Для того чтобы проследить то, что в просторечии называется творческим путем Юрия Давыдова, требуется обширная монография. По количеству художественной прозы он недалеко отстал от Льва Николаевича Толстого. Будучи, помимо всего прочего, великим и упорным тружеником.

Здесь же возможно только окинуть беглым взглядом многообразное и бурное пространство его прозы.

Для меня чтение и почитание писателя Юрия Давыдова началось лет тридцать назад с «Судьбы Усольцева». Я пытался теоретически вычленять роковые элементы утопизма в поведении вершителей судеб России. Это, разумеется, были подходы к объяснению явного тогда уже провала большевистской модели жизнеустройства. И, читая небольшую повесть малоизвестного мне тогда писателя, понял, что он на сотне страниц художественного текста (имеющего, впрочем, историческую основу) уже решил эту задачу с блеском и неотразимой убедительностью, показав, что идти нужно не столько сверху вниз, сколько снизу вверх.

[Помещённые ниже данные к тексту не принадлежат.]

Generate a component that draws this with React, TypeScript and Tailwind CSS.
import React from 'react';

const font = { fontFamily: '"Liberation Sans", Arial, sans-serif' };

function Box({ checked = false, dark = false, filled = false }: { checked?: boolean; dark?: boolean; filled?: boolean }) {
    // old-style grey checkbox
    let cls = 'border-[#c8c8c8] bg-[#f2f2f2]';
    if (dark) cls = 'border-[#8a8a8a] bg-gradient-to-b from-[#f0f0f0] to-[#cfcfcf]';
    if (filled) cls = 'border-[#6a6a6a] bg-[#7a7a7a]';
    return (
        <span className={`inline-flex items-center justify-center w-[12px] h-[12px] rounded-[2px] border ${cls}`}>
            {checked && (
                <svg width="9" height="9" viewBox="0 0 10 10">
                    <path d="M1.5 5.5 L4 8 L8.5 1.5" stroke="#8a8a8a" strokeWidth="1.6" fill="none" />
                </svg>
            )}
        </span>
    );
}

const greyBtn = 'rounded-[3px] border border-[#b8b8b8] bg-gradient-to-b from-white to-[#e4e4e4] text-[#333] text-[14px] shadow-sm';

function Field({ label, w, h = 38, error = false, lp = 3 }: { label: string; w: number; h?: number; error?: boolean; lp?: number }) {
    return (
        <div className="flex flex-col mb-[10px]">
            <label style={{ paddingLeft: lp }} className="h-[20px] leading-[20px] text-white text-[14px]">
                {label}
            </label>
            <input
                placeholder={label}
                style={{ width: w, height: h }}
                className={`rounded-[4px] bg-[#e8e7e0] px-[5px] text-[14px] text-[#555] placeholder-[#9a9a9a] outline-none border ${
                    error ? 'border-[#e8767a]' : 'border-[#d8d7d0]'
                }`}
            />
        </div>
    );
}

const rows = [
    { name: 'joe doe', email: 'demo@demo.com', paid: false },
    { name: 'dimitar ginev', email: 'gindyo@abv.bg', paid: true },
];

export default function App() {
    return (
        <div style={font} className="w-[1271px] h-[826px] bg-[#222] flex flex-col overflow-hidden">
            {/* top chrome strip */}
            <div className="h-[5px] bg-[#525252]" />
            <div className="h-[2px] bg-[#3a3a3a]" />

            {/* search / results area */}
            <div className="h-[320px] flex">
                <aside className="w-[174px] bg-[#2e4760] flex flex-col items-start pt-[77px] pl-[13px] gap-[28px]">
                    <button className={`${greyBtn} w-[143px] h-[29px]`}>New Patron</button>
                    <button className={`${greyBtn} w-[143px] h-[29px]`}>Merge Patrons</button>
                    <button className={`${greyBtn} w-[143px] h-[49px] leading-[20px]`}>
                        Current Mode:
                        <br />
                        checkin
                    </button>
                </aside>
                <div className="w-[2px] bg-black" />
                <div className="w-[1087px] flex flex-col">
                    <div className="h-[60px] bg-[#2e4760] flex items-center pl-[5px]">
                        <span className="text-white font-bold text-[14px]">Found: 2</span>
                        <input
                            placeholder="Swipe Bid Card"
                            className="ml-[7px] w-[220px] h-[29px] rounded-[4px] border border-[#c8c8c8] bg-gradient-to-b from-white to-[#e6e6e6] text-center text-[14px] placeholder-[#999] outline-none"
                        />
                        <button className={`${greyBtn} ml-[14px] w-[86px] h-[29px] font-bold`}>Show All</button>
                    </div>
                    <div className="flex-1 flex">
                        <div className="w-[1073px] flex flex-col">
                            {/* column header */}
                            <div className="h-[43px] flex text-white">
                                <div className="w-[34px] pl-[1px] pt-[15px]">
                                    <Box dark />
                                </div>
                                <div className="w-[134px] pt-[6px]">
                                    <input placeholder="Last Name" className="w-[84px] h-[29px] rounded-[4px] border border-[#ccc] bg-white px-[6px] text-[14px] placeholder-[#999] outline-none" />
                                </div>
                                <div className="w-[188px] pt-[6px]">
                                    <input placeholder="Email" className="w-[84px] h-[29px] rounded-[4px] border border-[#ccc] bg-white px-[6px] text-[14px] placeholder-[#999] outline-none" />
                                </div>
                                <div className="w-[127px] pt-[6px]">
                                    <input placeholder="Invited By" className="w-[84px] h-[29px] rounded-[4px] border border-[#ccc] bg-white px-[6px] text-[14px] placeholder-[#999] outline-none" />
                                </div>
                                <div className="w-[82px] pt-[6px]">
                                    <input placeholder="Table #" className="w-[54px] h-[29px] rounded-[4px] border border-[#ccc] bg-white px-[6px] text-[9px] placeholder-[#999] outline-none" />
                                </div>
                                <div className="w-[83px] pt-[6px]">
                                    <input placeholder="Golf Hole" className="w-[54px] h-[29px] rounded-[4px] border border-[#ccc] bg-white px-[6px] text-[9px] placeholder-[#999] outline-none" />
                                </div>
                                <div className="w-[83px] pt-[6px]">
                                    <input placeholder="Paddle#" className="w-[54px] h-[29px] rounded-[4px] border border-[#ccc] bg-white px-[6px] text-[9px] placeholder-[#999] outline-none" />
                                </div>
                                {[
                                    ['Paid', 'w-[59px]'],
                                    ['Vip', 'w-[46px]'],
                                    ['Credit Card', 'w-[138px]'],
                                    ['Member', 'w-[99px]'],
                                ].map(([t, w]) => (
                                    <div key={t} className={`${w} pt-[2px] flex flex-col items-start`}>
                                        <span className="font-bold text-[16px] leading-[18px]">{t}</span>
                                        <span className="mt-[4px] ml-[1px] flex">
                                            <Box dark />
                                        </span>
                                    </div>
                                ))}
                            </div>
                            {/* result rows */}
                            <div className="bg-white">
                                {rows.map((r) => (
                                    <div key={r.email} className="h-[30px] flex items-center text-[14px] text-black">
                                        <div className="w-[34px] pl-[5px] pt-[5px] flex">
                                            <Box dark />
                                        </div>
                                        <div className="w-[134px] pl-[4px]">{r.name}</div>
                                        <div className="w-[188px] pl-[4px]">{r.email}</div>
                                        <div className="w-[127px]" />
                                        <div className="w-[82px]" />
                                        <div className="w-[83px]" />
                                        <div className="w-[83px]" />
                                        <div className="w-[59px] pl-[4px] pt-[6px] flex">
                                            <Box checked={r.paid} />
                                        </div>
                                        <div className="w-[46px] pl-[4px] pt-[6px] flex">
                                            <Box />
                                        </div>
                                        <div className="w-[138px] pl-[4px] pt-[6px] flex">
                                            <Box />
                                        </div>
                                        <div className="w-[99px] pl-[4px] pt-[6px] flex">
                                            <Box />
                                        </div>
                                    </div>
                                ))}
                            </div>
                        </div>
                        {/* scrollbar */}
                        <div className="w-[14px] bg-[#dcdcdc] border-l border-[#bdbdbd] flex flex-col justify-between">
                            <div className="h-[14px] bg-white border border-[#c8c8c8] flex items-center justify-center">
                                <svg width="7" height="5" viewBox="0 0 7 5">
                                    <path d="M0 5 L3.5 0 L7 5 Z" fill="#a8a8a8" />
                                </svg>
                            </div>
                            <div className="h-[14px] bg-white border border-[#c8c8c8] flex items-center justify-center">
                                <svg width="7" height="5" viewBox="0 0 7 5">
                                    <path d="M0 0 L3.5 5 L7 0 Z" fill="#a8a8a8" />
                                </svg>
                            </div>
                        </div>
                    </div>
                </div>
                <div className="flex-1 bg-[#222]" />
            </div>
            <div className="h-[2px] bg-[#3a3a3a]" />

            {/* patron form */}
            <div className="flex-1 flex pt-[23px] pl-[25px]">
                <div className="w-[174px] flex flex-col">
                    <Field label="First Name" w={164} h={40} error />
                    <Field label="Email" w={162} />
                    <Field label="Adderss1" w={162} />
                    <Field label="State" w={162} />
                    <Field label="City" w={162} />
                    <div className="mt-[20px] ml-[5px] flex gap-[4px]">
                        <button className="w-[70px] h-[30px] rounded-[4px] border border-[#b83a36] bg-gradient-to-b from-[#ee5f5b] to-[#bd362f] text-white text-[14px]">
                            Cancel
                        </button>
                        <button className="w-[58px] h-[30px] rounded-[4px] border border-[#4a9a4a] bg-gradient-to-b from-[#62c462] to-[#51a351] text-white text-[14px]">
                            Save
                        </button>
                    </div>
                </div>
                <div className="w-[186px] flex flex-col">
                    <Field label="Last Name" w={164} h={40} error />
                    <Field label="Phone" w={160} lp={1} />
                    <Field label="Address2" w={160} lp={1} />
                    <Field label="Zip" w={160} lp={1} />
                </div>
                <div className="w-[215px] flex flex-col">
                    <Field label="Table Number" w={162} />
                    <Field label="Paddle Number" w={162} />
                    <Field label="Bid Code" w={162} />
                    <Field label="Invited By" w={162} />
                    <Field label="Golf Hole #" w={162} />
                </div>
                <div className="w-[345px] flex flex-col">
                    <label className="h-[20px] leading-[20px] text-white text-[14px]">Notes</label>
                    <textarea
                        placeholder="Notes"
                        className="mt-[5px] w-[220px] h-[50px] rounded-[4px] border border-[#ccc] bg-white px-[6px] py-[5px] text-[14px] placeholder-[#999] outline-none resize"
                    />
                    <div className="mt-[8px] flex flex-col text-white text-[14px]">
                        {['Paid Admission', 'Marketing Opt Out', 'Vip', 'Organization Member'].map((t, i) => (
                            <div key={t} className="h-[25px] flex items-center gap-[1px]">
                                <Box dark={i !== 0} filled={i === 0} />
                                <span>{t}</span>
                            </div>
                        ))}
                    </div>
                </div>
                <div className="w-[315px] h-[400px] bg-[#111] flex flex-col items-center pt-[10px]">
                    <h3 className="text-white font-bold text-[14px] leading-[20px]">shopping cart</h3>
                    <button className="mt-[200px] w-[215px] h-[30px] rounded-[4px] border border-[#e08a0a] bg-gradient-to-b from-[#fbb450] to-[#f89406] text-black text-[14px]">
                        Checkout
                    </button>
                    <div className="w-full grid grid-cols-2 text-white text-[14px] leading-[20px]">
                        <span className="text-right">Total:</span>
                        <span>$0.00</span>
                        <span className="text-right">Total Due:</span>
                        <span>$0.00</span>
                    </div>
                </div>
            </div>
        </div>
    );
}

«Судьба Усольцева» – не только прозаический шедевр, но и могучий историософский трактат. Эту историю о том, как несколько сотен русских людей во главе с казачьим офицером Ашиновым попытались построить на африканском (!) берегу свое общество свободы, равенства и братства, свой социальный рай, свою Утопию, свой Город Солнца и какой ужас из этого получился, – эту историю я бы, будь моя воля, издал миллионными тиражами и включил в школьные программы.

Затем я прочитал «Глухую пору листопада» – один из самых мрачных и блистательных исторических романов в нашей литературе, сюжетный и смысловой стержень которого – дегаевщина, изощренная провокация, предшествующая эпопее Азефа.

Несмотря на бросающиеся в глаза отличия прозы Давыдова от прозы Достоевского – стилистика, общий взгляд на русскую историю, политическая идеология, – Давыдов, по сути дела, идет вслед за нашим «сумрачным гением». Его главные герои всегда на полюсах. Провокатор Дегаев и рыцарь революции Лопатин, палач Фролов и «князь Мышкин революции» Лизогуб, демонический лжец Нечаев и неистовый правдолюбец Бурцов. Давыдов изучает мир, где благородство и злодейство ведут непрерывный роковой хоровод, мир, где все обострено и смертельно напряжено, мир исторического катаклизма.